When applying the latest version of Eric Meyer's reset.css, all of my table row striping disappeared due to the introduction of background:transparent; into the main declaration.

Thanks to Eric's explanation, I now understand the issue to be a bug in Internet Explorer, affecting even version 7. He commented on the previous post:

What's happening is that in order to make it look like the 'tr' has a background, IE copies that value to the 'td' elements in the row. It's a visual sleight-of-hand to cover the fact that IE can't actually style 'tr' background. The reset changes the 'td's back to transparent.

The simple solution is to remove the offending background:transparent; from the main reset declaration.

But there is a simple enough CSS solution as well, requiring just a few more declarations or more selectors to the existing declarations. Using the descendant selector, I can keep the reset.css as-is and keep the exact same classes on my 'tr's in tact and make the CSS work even in Internet Explorer with some additional rules.

Here's a sample of my old CSS that was affected:

  1. tr.inactiverecord{background-color:#FF0}
  2. .greybar,.graybar{background-color:#DDD}
  3. thead+tbody tr:hover{background-color:#CCD}

To make this work in Internet Explorer, the following additional declarations would have to be added:

  1. tr.inactiverecord td{background-color:#FF0}
  2. .greybar td,.graybar td{background-color:#DDD}
  3. thead+tbody tr:hover td{background-color:#CCD}

Of course these declarations could be merged with the previous ones since the styling is the same for all of them. However, I listed them separately for clarity.

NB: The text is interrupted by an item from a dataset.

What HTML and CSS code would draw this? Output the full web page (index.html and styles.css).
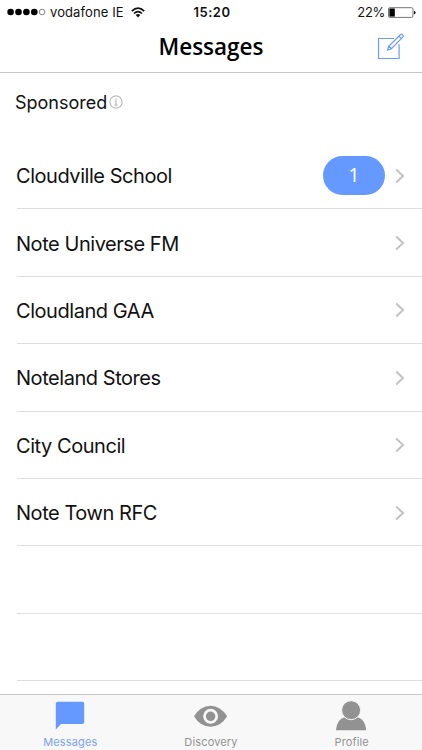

I also tried to put these new declarations in my iehacks.css, but apparently I was under the assumption that only IE 6 and older needed hacks, because that's what I've filtered for in my conditional comments, meaning thes styles would not be applied to IE7, which remains broken.

  1. <!--[if lt IE 7]>
  2. <link rel="Stylesheet" type="text/css" href="/styles/default/iehacks.css?v=2.0.4" media="screen,projection" />
  3. <![endif]-->

So I'm left pondering the same thing Eric stated in his previous comment:

So now I have to decide: take it out or leave it in? If I leave it in, do I document that quirk in a comment or not?

I understand the intention of the reset.css, and partially agree with leaving it "pure" - i.e. not changing it for the sake of accommodating Internet Explorer's flakiness (I would still document it though). On the other hand, I still don't know of any practical bugs with other browsers and background inheritance that would necessitate such a declaration.

For now, I've decided to keep the declaration since the workaround is fairly simple and the IE bug is limited to table rows.